● **Source material**:

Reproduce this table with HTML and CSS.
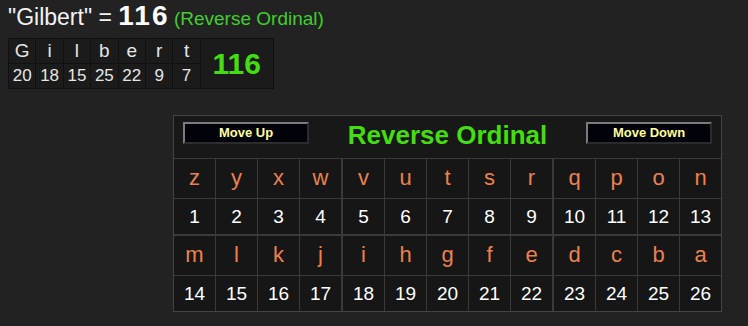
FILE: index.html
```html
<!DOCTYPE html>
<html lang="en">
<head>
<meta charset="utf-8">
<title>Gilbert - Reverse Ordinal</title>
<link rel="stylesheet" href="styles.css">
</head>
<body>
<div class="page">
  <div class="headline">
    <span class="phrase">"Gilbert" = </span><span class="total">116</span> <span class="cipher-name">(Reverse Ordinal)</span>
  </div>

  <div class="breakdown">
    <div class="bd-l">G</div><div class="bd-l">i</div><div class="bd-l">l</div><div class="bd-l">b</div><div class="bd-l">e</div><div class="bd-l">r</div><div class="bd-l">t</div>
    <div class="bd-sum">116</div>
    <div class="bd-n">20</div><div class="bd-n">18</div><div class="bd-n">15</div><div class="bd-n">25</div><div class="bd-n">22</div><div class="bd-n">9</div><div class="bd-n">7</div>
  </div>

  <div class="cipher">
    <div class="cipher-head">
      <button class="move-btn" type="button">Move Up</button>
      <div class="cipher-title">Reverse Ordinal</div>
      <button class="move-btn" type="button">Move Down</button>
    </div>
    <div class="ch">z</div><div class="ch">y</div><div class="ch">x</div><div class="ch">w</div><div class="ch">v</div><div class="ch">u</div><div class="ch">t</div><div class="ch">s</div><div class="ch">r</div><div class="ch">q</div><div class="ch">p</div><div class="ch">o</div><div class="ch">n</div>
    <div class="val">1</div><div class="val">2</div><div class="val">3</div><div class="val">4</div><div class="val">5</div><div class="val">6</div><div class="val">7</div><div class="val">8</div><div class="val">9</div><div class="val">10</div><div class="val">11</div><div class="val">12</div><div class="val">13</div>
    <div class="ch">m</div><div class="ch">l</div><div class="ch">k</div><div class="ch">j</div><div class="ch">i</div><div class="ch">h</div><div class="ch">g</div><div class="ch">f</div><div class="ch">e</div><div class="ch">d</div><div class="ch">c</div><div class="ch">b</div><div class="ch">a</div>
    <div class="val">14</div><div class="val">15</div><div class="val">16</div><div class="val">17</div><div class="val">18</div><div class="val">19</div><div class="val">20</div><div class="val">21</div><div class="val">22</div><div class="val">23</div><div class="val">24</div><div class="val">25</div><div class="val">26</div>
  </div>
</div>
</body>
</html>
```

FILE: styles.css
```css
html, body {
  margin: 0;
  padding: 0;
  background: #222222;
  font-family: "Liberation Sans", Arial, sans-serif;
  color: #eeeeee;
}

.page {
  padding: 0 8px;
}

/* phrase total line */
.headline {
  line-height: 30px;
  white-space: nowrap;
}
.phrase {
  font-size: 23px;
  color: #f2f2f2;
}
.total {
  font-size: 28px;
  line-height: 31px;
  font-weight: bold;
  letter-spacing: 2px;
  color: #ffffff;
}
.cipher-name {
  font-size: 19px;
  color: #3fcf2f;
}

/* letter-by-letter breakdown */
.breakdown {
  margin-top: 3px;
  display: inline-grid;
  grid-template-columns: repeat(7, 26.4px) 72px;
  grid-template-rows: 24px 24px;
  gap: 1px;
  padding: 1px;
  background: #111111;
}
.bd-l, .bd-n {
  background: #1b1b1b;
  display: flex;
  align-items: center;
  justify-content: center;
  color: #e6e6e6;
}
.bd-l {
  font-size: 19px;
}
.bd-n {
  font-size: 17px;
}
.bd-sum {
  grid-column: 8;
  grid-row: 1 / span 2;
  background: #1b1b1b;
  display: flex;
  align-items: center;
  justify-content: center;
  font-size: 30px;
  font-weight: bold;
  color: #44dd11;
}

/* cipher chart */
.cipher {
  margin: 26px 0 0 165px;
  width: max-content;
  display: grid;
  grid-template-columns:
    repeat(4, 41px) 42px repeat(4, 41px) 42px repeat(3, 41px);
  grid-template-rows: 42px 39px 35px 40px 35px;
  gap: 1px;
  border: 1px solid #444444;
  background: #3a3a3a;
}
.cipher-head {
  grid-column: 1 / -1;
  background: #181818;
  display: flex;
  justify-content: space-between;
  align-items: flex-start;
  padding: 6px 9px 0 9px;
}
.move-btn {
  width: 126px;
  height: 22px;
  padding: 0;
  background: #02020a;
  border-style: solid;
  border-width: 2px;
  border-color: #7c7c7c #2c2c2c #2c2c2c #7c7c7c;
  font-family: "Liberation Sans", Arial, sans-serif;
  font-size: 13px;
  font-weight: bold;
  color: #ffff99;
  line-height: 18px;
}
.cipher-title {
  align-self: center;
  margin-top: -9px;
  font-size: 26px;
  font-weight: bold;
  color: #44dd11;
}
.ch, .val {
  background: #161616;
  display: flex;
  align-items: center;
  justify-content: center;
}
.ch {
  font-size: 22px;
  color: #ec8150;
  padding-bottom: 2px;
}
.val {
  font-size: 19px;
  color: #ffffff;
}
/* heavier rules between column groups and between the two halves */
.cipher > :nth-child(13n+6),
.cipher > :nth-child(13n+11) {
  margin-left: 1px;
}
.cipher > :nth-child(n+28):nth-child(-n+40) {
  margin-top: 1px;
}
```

● **What is being asked**: Reproduce every line precisely as given, omitting all pictures.

● **Full response**:
Reproduce this table with HTML and CSS.
FILE: index.html
```html
<!DOCTYPE html>
<html lang="en">
<head>
<meta charset="utf-8">
<title>Gilbert - Reverse Ordinal</title>
<link rel="stylesheet" href="styles.css">
</head>
<body>
<div class="page">
  <div class="headline">
    <span class="phrase">"Gilbert" = </span><span class="total">116</span> <span class="cipher-name">(Reverse Ordinal)</span>
  </div>

  <div class="breakdown">
    <div class="bd-l">G</div><div class="bd-l">i</div><div class="bd-l">l</div><div class="bd-l">b</div><div class="bd-l">e</div><div class="bd-l">r</div><div class="bd-l">t</div>
    <div class="bd-sum">116</div>
    <div class="bd-n">20</div><div class="bd-n">18</div><div class="bd-n">15</div><div class="bd-n">25</div><div class="bd-n">22</div><div class="bd-n">9</div><div class="bd-n">7</div>
  </div>

  <div class="cipher">
    <div class="cipher-head">
      <button class="move-btn" type="button">Move Up</button>
      <div class="cipher-title">Reverse Ordinal</div>
      <button class="move-btn" type="button">Move Down</button>
    </div>
    <div class="ch">z</div><div class="ch">y</div><div class="ch">x</div><div class="ch">w</div><div class="ch">v</div><div class="ch">u</div><div class="ch">t</div><div class="ch">s</div><div class="ch">r</div><div class="ch">q</div><div class="ch">p</div><div class="ch">o</div><div class="ch">n</div>
    <div class="val">1</div><div class="val">2</div><div class="val">3</div><div class="val">4</div><div class="val">5</div><div class="val">6</div><div class="val">7</div><div class="val">8</div><div class="val">9</div><div class="val">10</div><div class="val">11</div><div class="val">12</div><div class="val">13</div>
    <div class="ch">m</div><div class="ch">l</div><div class="ch">k</div><div class="ch">j</div><div class="ch">i</div><div class="ch">h</div><div class="ch">g</div><div class="ch">f</div><div class="ch">e</div><div class="ch">d</div><div class="ch">c</div><div class="ch">b</div><div class="ch">a</div>
    <div class="val">14</div><div class="val">15</div><div class="val">16</div><div class="val">17</div><div class="val">18</div><div class="val">19</div><div class="val">20</div><div class="val">21</div><div class="val">22</div><div class="val">23</div><div class="val">24</div><div class="val">25</div><div class="val">26</div>
  </div>
</div>
</body>
</html>
```

FILE: styles.css
```css
html, body {
  margin: 0;
  padding: 0;
  background: #222222;
  font-family: "Liberation Sans", Arial, sans-serif;
  color: #eeeeee;
}

.page {
  padding: 0 8px;
}

/* phrase total line */
.headline {
  line-height: 30px;
  white-space: nowrap;
}
.phrase {
  font-size: 23px;
  color: #f2f2f2;
}
.total {
  font-size: 28px;
  line-height: 31px;
  font-weight: bold;
  letter-spacing: 2px;
  color: #ffffff;
}
.cipher-name {
  font-size: 19px;
  color: #3fcf2f;
}

/* letter-by-letter breakdown */
.breakdown {
  margin-top: 3px;
  display: inline-grid;
  grid-template-columns: repeat(7, 26.4px) 72px;
  grid-template-rows: 24px 24px;
  gap: 1px;
  padding: 1px;
  background: #111111;
}
.bd-l, .bd-n {
  background: #1b1b1b;
  display: flex;
  align-items: center;
  justify-content: center;
  color: #e6e6e6;
}
.bd-l {
  font-size: 19px;
}
.bd-n {
  font-size: 17px;
}
.bd-sum {
  grid-column: 8;
  grid-row: 1 / span 2;
  background: #1b1b1b;
  display: flex;
  align-items: center;
  justify-content: center;
  font-size: 30px;
  font-weight: bold;
  color: #44dd11;
}

/* cipher chart */
.cipher {
  margin: 26px 0 0 165px;
  width: max-content;
  display: grid;
  grid-template-columns:
    repeat(4, 41px) 42px repeat(4, 41px) 42px repeat(3, 41px);
  grid-template-rows: 42px 39px 35px 40px 35px;
  gap: 1px;
  border: 1px solid #444444;
  background: #3a3a3a;
}
.cipher-head {
  grid-column: 1 / -1;
  background: #181818;
  display: flex;
  justify-content: space-between;
  align-items: flex-start;
  padding: 6px 9px 0 9px;
}
.move-btn {
  width: 126px;
  height: 22px;
  padding: 0;
  background: #02020a;
  border-style: solid;
  border-width: 2px;
  border-color: #7c7c7c #2c2c2c #2c2c2c #7c7c7c;
  font-family: "Liberation Sans", Arial, sans-serif;
  font-size: 13px;
  font-weight: bold;
  color: #ffff99;
  line-height: 18px;
}
.cipher-title {
  align-self: center;
  margin-top: -9px;
  font-size: 26px;
  font-weight: bold;
  color: #44dd11;
}
.ch, .val {
  background: #161616;
  display: flex;
  align-items: center;
  justify-content: center;
}
.ch {
  font-size: 22px;
  color: #ec8150;
  padding-bottom: 2px;
}
.val {
  font-size: 19px;
  color: #ffffff;
}
/* heavier rules between column groups and between the two halves */
.cipher > :nth-child(13n+6),
.cipher > :nth-child(13n+11) {
  margin-left: 1px;
}
.cipher > :nth-child(n+28):nth-child(-n+40) {
  margin-top: 1px;
}
```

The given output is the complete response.